/5.

 

Shevchenko M.V. 

National Technical University of Ukraine Kyiv Polytechnic Institute, Ukraine

Metacognition in Teaching English for Specific Purposes

 

The lack of time for in-depth study of English for Specific Purposes (ESP) is an ongoing issue at technical faculties, where the English lessons are often conducted once a week. Hence, students need to have some aids in order to achieve great results in language learning. One of such helpful means is metacognition, and more specifically, development of students metacognitive skills.

The notion metacognition was created by J.H. Flavell in 1979. It is defined as the process of developing self-awareness, the ability of self-assessment, and self-regulation that includes knowledge, experiences, aims, and strategies, i.e. the ability to arrange your own, out-of-the-classroom learning, for example, of a foreign language: to plan, track accomplishments, and correct mistakes when needed; the ability to ponder on ones own work, as well as contemplate about ones education and learning [3, p. 3; 4; 5, p. 54; 6; 7, p. 114]. While developing students metacognitive skills, teachers help them comprehend how they study, their strengths, weaknesses and needs, and to better perceive the process of study [5, p. 54]. Older students, who have well developed metacognitive skills, are more motivated and interested in learning English, able to think critically and make decisions better, show good skills of solving problems. Many researches have proved that students with inadequate metacognitive skills perform at foreign language lessons worse than those with highly-developed skills [7, p.114].
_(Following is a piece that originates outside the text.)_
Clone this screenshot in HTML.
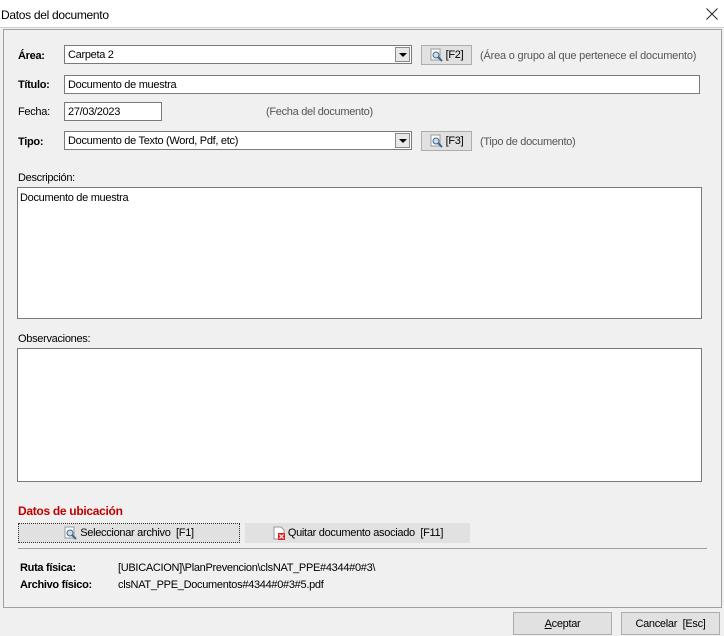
<!DOCTYPE html>
<html><head><meta charset="utf-8"><style>
*{box-sizing:border-box;margin:0;padding:0}
body{width:724px;height:636px;background:#f0f0f0;font-family:"Liberation Sans",sans-serif;font-size:11px;color:#000;position:relative;overflow:hidden;letter-spacing:-0.3px}
.a{position:absolute;white-space:nowrap}
.tb{left:0;top:0;width:724px;height:28px;background:#fff;border-bottom:1px solid #cfcfcf}
.panel{left:3px;top:29px;width:719px;height:579px;border:1px solid #a0a0a0;background:#f0f0f0}
.in{background:#fff;border:1px solid #7a7a7a;height:19px;line-height:18px;padding-left:3px}
b{font-weight:bold}
.dd{position:absolute;right:1px;top:1px;width:15px;height:15px;background:#e8e8e8;border:1px solid #888}
.dd:after{content:"";position:absolute;left:3px;top:5px;border-left:4px solid transparent;border-right:4px solid transparent;border-top:4px solid #000}
.btn{background:#e1e1e1;border:1px solid #adadad;text-align:center}
.hint{color:#555}
.ta{background:#fff;border:1px solid #7a7a7a;padding:4px 2px}
.mag{display:inline-block;width:14px;height:14px;vertical-align:middle;margin-right:2px}
</style></head><body>
<div class="a tb"></div>
<div class="a" style="left:1px;top:8px;font-size:12px">Datos del documento</div>
<svg class="a" style="left:706px;top:8px" width="12" height="12" viewBox="0 0 12 12"><path d="M0.5 0.5L11.5 11.5M11.5 0.5L0.5 11.5" stroke="#222" stroke-width="1"/></svg>
<div class="a panel"></div>

<div class="a" style="left:18px;top:50px"><b>Área:</b></div>
<div class="a in" style="left:64px;top:45px;width:348px">Carpeta 2<div class="dd"></div></div>
<div class="a btn" style="left:421px;top:45px;width:51px;height:20px;line-height:18px"><svg class="mag" viewBox="0 0 14 14"><rect x="1" y="1" width="9" height="11" fill="#fff" stroke="#999"/><circle cx="6" cy="7" r="3" fill="#cde" stroke="#468"/><line x1="8" y1="9" x2="12" y2="13" stroke="#468" stroke-width="2"/></svg>[F2]</div>
<div class="a hint" style="left:480px;top:50px;letter-spacing:-0.2px">(Área o grupo al que pertenece el documento)</div>

<div class="a" style="left:18px;top:79px"><b>Título:</b></div>
<div class="a in" style="left:64px;top:75px;width:636px">Documento de muestra</div>

<div class="a" style="left:18px;top:106px">Fecha:</div>
<div class="a in" style="left:64px;top:102px;width:98px">27/03/2023</div>
<div class="a hint" style="left:266px;top:106px">(Fecha del documento)</div>

<div class="a" style="left:18px;top:136px"><b>Tipo:</b></div>
<div class="a in" style="left:64px;top:131px;width:348px">Documento de Texto (Word, Pdf, etc)<div class="dd"></div></div>
<div class="a btn" style="left:421px;top:131px;width:51px;height:20px;line-height:18px"><svg class="mag" viewBox="0 0 14 14"><rect x="1" y="1" width="9" height="11" fill="#fff" stroke="#999"/><circle cx="6" cy="7" r="3" fill="#cde" stroke="#468"/><line x1="8" y1="9" x2="12" y2="13" stroke="#468" stroke-width="2"/></svg>[F3]</div>
<div class="a hint" style="left:480px;top:136px">(Tipo de documento)</div>

<div class="a" style="left:18px;top:172px">Descripción:</div>
<div class="a ta" style="left:17px;top:187px;width:685px;height:132px">Documento de muestra</div>
<div class="a" style="left:18px;top:333px">Observaciones:</div>
<div class="a ta" style="left:17px;top:348px;width:685px;height:134px"></div>

<div class="a" style="left:18px;top:504px;color:#c00000;font-size:12px"><b>Datos de ubicación</b></div>
<div class="a" style="left:18px;top:523px;width:222px;height:20px;background:#e1e1e1;border:1px dotted #333;text-align:center;line-height:18px"><svg class="mag" viewBox="0 0 14 14"><rect x="1" y="1" width="9" height="11" fill="#fff" stroke="#999"/><circle cx="6" cy="7" r="3" fill="#cde" stroke="#468"/><line x1="8" y1="9" x2="12" y2="13" stroke="#468" stroke-width="2"/></svg>Seleccionar archivo&nbsp; [F1]</div>
<div class="a" style="left:245px;top:523px;width:225px;height:20px;background:#e1e1e1;text-align:center;line-height:20px"><svg class="mag" viewBox="0 0 14 14"><path d="M2 1h7l3 3v9H2z" fill="#fff" stroke="#999"/><rect x="6" y="7" width="7" height="7" fill="#d22"/><path d="M7.5 8.5l4 4M11.5 8.5l-4 4" stroke="#fff" stroke-width="1.2"/></svg>Quitar documento asociado&nbsp; [F11]</div>
<div class="a" style="left:18px;top:548px;width:689px;height:1px;background:#a0a0a0"></div>

<div class="a" style="left:20px;top:562px"><b>Ruta física:</b></div>
<div class="a" style="left:118px;top:562px">[UBICACION]\PlanPrevencion\clsNAT_PPE#4344#0#3\</div>
<div class="a" style="left:20px;top:579px"><b>Archivo físico:</b></div>
<div class="a" style="left:118px;top:579px">clsNAT_PPE_Documentos#4344#0#3#5.pdf</div>

<div class="a btn" style="left:513px;top:612px;width:99px;height:23px;line-height:22px"><u>A</u>ceptar</div>
<div class="a btn" style="left:621px;top:612px;width:99px;height:23px;line-height:22px">Cancelar&nbsp; [Esc]</div>
</body></html>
There are two features of metacognition: reflection contemplating about what one knows; and self-regulation control of how one studies [2, p. 158].

Examples of questions asked by lecturers to galvanize metacognitive skills of technical students, who study some professionally-oriented concepts at the ESP lessons, may be the following: Why are we studying this topic?; What have we learnt about it at this lesson?; How can the studied concept be applied to your speciality / future profession?

Metacognition, motivation and behaviour are reckoned to be elements of self-regulated learning. Self-regulated learners eagerly search for needed information and make everything possible to master it; perform educational activities confidently, with meticulousness and creativity; are aware of possessing particular knowledge or a skill and when they do not; manage to overcome obstacles; control the efficiency of their learning approaches and tactics; take amenability for their accomplishment outcomes; consider study as a systematic and controllable process.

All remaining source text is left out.